Особенно старался в создании культа нового «вождя народов» Меркулов, можно сказать, личный биограф Лаврентия Павловича. Он не только составлял публичные выступления и доклады как для «вождя», так и о нем, но и писал брошюры, восхвалявшие «героическую жизнь» и «революционные подвиги» Берии. К материалам следствия приобщена одна из них, подготовленная в том же злополучном и драматическом для Серго Орджоникидзе году, тридцать седьмом, озаглавленная бесхитростно и вполне ясно: «Верный сын партии Ленина Сталина». По признанию самого же Меркулова, эта брошюра написана в духе «неумеренного восхваления» заслуг Берии в достижениях грузинского народа и в социалистическом переустройстве Грузии. Берия представлялся как выдающийся деятель подпольного коммунистического движения в годы интервенции и гражданской войны, один из организаторов вооруженного восстания в Грузии против меньшевиков.

Так что негласную борьбу с Серго Орджоникидзе Лаврентий Берия начал, можно сказать, во всеоружии, создав широко разветвленный и надежный силовой и идеологический аппарат. Дело оставалось, конечно, не за малым, а за самым решительным, ответственным и опасным шагом — дискредитировать и убрать Серго с дороги. И он сделал этот шаг, поставив на карту все то, чего уже смог достичь. Началась страшная месть Берии.

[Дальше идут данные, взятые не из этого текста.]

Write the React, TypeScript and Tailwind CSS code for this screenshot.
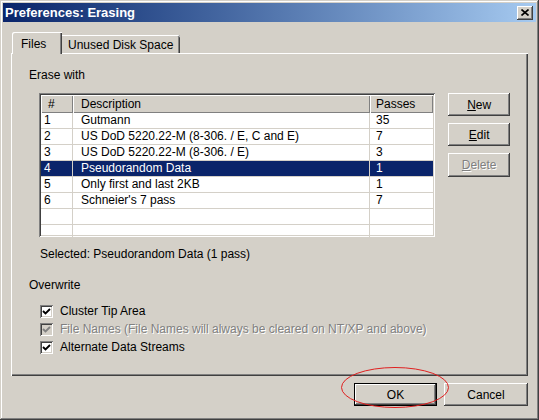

В 1937 году Берия дает своим «опричникам» задание — получить компрометирующие показания на Орджоникидзе. В ход пошел уже испытанный метод: арестовывались ни в чем не повинные люди, когда-то встречавшиеся или просто знавшие Серго, а также те, кто не знал и не встречался, но имел контакты с теми, кто мог что-то наговорить, из кого можно было что-то выбить. Причем месть зашла настолько далеко, что и после смерти своей «высокой» и, быть может, главной жертвы, клеветнические показания продолжались добываться с той же изуверской и последовательной настойчивостью.

К следственным материалам приобщен протокол осмотра уголовного дела по обвинению бывшего секретаря ЦК КП(б) Грузии Мамулии, подтверждающего, какие именно показания выбивались из арестованных, попавших в круг бериевских интересов по отношению к Орджоникидзе. И Мамулию, и тех, кого он назвал, допрашивали с применением пыток.

На основании показаний Мамулии арестовали бывшего секретаря Закрайкома ВКП(б) Орахелашвили, работавшего на момент ареста заведующим отделом Института Маркса — Энгельса — Ленина при ЦК ВКП(б). Применив к последнему методы «устрашения», т. е. избиение и пытки, Кобулов и Кримян получили от него клеветнические сведения об Орджоникидзе и других. О том свидетельствует выписка из показаний И. Д. Орахелашвили от 9 сентября 1937 года. А о том, что «авторство» этих показаний принадлежат Кобулову и Кримяну, свидетельствуют их личные «автографы».